There are various measures available to safeguard privacy in AI models, either during the training phase or by imposing constraints during deployment. These can protect against a range of different attacks but should be carefully chosen depending on how that model is going to be used or shared. For instance, when sharing or releasing an AI model, there exists a vulnerability to white-box privacy attacks, where the attacker possesses full access to the model, enabling direct inspection and a wider range of attacks to be performed. In such cases, it's imperative to employ privacy-preserving techniques that safeguard the training data to counter these threats. Conversely, in scenarios where the model is inaccessible but can be queried, it becomes susceptible to black-box attacks. Here, it could be more beneficial to enforce access/query limitations on the model or to employ privacy-preserving techniques during inference.

Differential Privacy

Differential privacy works by adding noise either to the data, or the response of the model, to ensure that an adversary can’t determine with confidence that information about an individual is present in the data. This level of noise is determined by epsilon, also known as the privacy budget, which controls the privacy guarantee of the data. However, differential privacy involves a trade-off between privacy and utility due to the effect of adding noise. Because of this addition of noise, this can reduce the accuracy of an AI model, so researchers have to carefully consider this trade-off and the level of noise suitable.

Synthetic Data

Synthetic data aims to generate artificially created data which replicates the statistical properties and patterns of the real data. This is usually done through training a generative model on some real data to learn the characteristics and structure of that data to be able to create new samples from it. Analysis of this type of data should produce similar results compared to using the original data but this depends on the level of synthetic data generated, and like differential privacy, there is a trade-off between privacy and utility depending on the fidelity of the synthetic data. The more the synthetic data mimics real data, then the more likely it is to reveal individuals’ data.

Homomorphic Encryption

Homomorphic encryption provides high protection while retaining utility as it enables computations to be performed on encrypted data without the need of having to decrypt it. Although this is the most ideal solution, this method is currently very limited in its abilities in AI and can be challenging to implement. HE is more typically used at the inference stage of AI models to protect the query data, and not the training data.

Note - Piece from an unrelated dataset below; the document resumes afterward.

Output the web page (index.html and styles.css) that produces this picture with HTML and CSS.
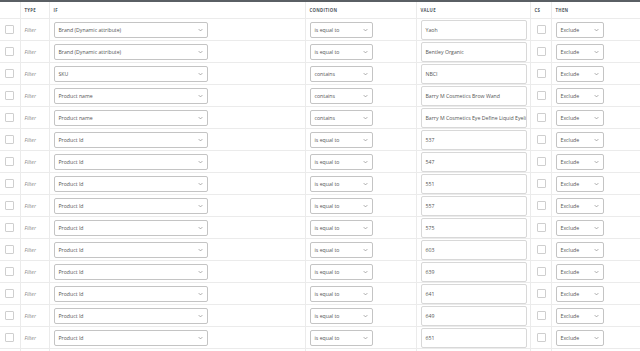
FILE: index.html
```html
<!DOCTYPE html>
<html lang="en">
<head>
    <meta charset="UTF-8">
    <title>Feed rules</title>
    <link rel="stylesheet" href="styles.css">
</head>
<body>
    <div class="topbar"></div>
    <table class="rules">
        <colgroup>
            <col class="c-check"><col class="c-type"><col class="c-if"><col class="c-cond"><col class="c-value"><col class="c-cs"><col class="c-then">
        </colgroup>
        <thead>
            <tr>
                <th></th><th>Type</th><th>If</th><th>Condition</th><th>Value</th><th>CS</th><th>Then</th>
            </tr>
        </thead>
        <tbody id="rows"></tbody>
    </table>
    <script>
        var rules = [
            ['Brand (Dynamic attribute)', 'is equal to', 'Yaoh'],
            ['Brand (Dynamic attribute)', 'is equal to', 'Bentley Organic'],
            ['SKU', 'contains', 'NBCI'],
            ['Product name', 'contains', 'Barry M Cosmetics Brow Wand'],
            ['Product name', 'contains', 'Barry M Cosmetics Eye Define Liquid Eyeli'],
            ['Product Id', 'is equal to', '537'],
            ['Product Id', 'is equal to', '547'],
            ['Product Id', 'is equal to', '551'],
            ['Product Id', 'is equal to', '557'],
            ['Product Id', 'is equal to', '575'],
            ['Product Id', 'is equal to', '603'],
            ['Product Id', 'is equal to', '639'],
            ['Product Id', 'is equal to', '641'],
            ['Product Id', 'is equal to', '649'],
            ['Product Id', 'is equal to', '651']
        ];
        var arrow = '<svg class="arrow" viewBox="0 0 8 5" width="5" height="4"><path d="M1 1 L4 4 L7 1" fill="none" stroke="#888" stroke-width="1.1"/></svg>';
        var html = '';
        rules.forEach(function (r) {
            html += '<tr>' +
                '<td><span class="box"></span></td>' +
                '<td class="type">Filter</td>' +
                '<td><div class="select sel-if"><span>' + r[0] + '</span>' + arrow + '</div></td>' +
                '<td><div class="select sel-cond"><span>' + r[1] + '</span>' + arrow + '</div></td>' +
                '<td><div class="input"><span>' + r[2] + '</span></div></td>' +
                '<td class="cs"><span class="box"></span></td>' +
                '<td><div class="select sel-then"><span>Exclude</span>' + arrow + '</div></td>' +
                '</tr>';
        });
        html += '<tr class="stub"><td></td><td></td><td></td><td></td><td></td><td></td><td></td></tr>';
        document.getElementById('rows').innerHTML = html;
    </script>
</body>
</html>
```

FILE: styles.css
```css
body {
    margin: 0;
    background: #fff;
    font-family: "Open Sans", "Noto Sans", sans-serif;
    color: #555;
    overflow: hidden;
}
.topbar {
    height: 2px;
    background: #5a5f64;
}
.rules {
    width: 640px;
    border-collapse: collapse;
    table-layout: fixed;
}
.c-check { width: 20px; }
.c-type { width: 29px; }
.c-if { width: 256px; }
.c-cond { width: 111px; }
.c-value { width: 114px; }
.c-cs { width: 21px; }
.c-then { width: 89px; }

.rules th {
    height: 16px;
    padding: 0 0 0 4px;
    text-align: left;
    font-size: 4.3px;
    font-weight: 700;
    letter-spacing: 0.3px;
    text-transform: uppercase;
    color: #50575e;
    border: 1px solid #ebebeb;
    border-top: none;
}
.rules td {
    height: 21px;
    padding: 0 0 0 4px;
    border: 1px solid #ebebeb;
    font-size: 5.2px;
    vertical-align: middle;
}
.rules td:first-child,
.rules th:first-child {
    border-left: none;
    padding-left: 5px;
}
.rules td:last-child,
.rules th:last-child {
    border-right: none;
}
.type {
    font-style: italic;
    color: #888;
}
.box {
    display: block;
    width: 7px;
    height: 7px;
    border: 1px solid #cfcfcf;
    border-radius: 1px;
    background: #fff;
}
.cs {
    padding-left: 6px !important;
}
.select {
    display: flex;
    align-items: center;
    justify-content: space-between;
    height: 16px;
    padding: 0 4px;
    border: 1px solid #c4c4c4;
    border-radius: 2px;
    background: #fff;
    color: #555;
    box-sizing: border-box;
}
.sel-if { width: 154px; }
.sel-cond { width: 63px; }
.sel-then { width: 48px; }
.arrow {
    flex: none;
}
.input {
    display: flex;
    align-items: center;
    width: 106px;
    height: 20px;
    padding: 0 4px;
    box-sizing: border-box;
    border: 1px solid #d8d8d8;
    border-radius: 2px;
    background: #fff;
    color: #555;
    overflow: hidden;
    white-space: nowrap;
}
.stub td {
    height: 8px;
}
```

Releasing AI Models Safely

If an AI model is ready to deploy, one option could be to host that model with restricted access and queries. This would mean that the AI model would stay within the TRE, and could only be queried through a web interface or an API. By imposing access and query controls, it means that the model can only be used by approved users, and attacks are prevented because of the query restrictions.

If an adversary did somehow manage to be able to query the model. Then they would only be able to run black-box attacks as they wouldn’t have direct access to the model. This makes attacks more difficult to perform as the adversary only has the outputs from the model to attack, therefore limiting their capabilities.

Federated learning (FL) allows multiple parties to train AI models on data from multiple sources, without having to share their local data. In centralised FL, gradients from each of the local AI models are sent to a server, where they are aggregated into a single global model, which is then sent back to the local sources to further develop. This process is repeated iteratively until the global model is refined and improved. In decentralised FL, instead of having one singular coordination server, the gradients are sent out to each local source where they all update the global model directly. Each version has its advantages and disadvantages. In centralised FL for example, you only need to trust the one server, whereas in decentralised FL you need to trust all parties involved. However, in decentralised FL there is no single point of failure. But, no matter what version is chosen, the AI model gradients and updates are still being shared between servers, and therefore is still vulnerable to privacy attacks unless additional privacy-preserving techniques are implemented as well.